The order of the Supreme Court, New York County (Kaplan, J.), entered on October 7, 1980, granting, inter alia, a cross motion of plaintiff-respondent Connolly, Fierson & Wallander, Inc., to require the appellant, Superintendent of Banks of New York, to represent defendant Banco de Intercambio Regional in this action, should be modified on the law, to the extent of denying the cross motion *113and, as modified, affirmed, without costs and without disbursements.
The order of the Supreme Court, New York County (Kaplan, J.), issued sua sponte and entered October 7, 1980, requiring appellant Superintendent of Banks of New York to represent third-party defendant Banco de Intercambio Regional in the action brought by plaintiff Gal-breath-Ruffin Corp. against Park Avenue Properties Associates, should be reversed on the law, without costs and without disbursements.
Sandler, Sullivan, Markewich and Fein, JJ., concur.
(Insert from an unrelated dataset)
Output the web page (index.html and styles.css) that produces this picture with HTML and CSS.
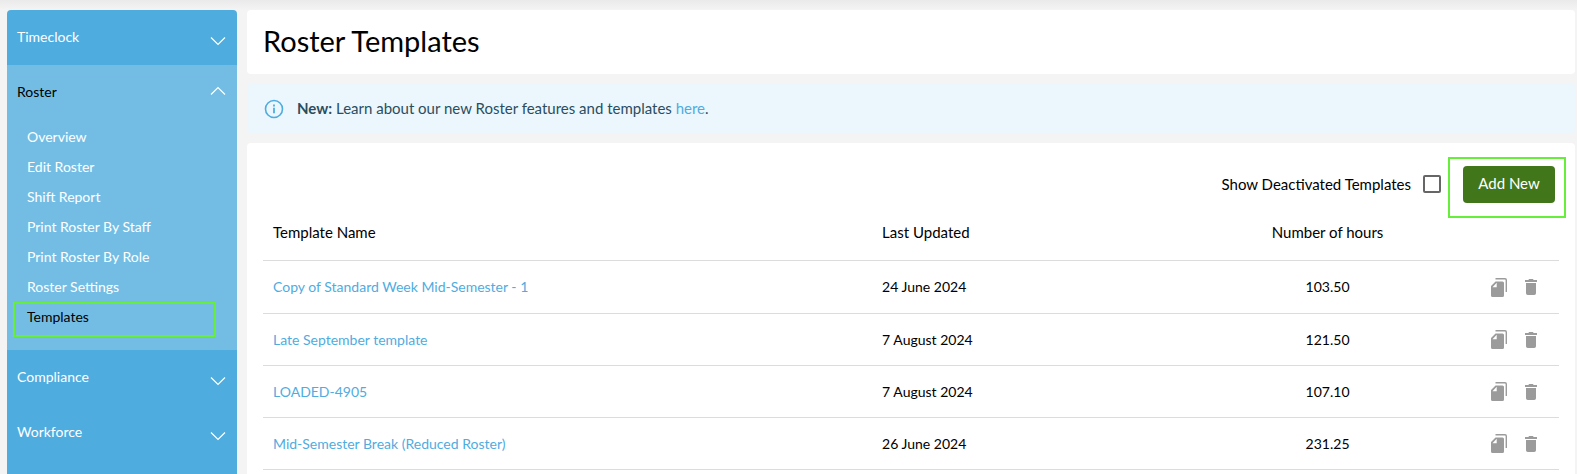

Order, Supreme Court, New York County, entered on or about October 7, 1980, granting, inter alia, a cross motion of plaintiff-respondent Connolly, Fierson & Wallander, Inc., to require the appellant to represent Banco de Intercambio Regional in this action,..is modified, on the law, to the extent of denying the cross motion and, as modified, affirmed, without costs and without disbursements. Order, Supreme Court, New York County, entered on or about October 7, 1980, issued sua sponte requiring appellant to represent third-party defendant Banco de Intercambio Regional in the action brought by plaintiff Galbreath-Ruffin Corp. against Park Avenue Properties Associates, is reversed, on the law, without costs and without disbursements.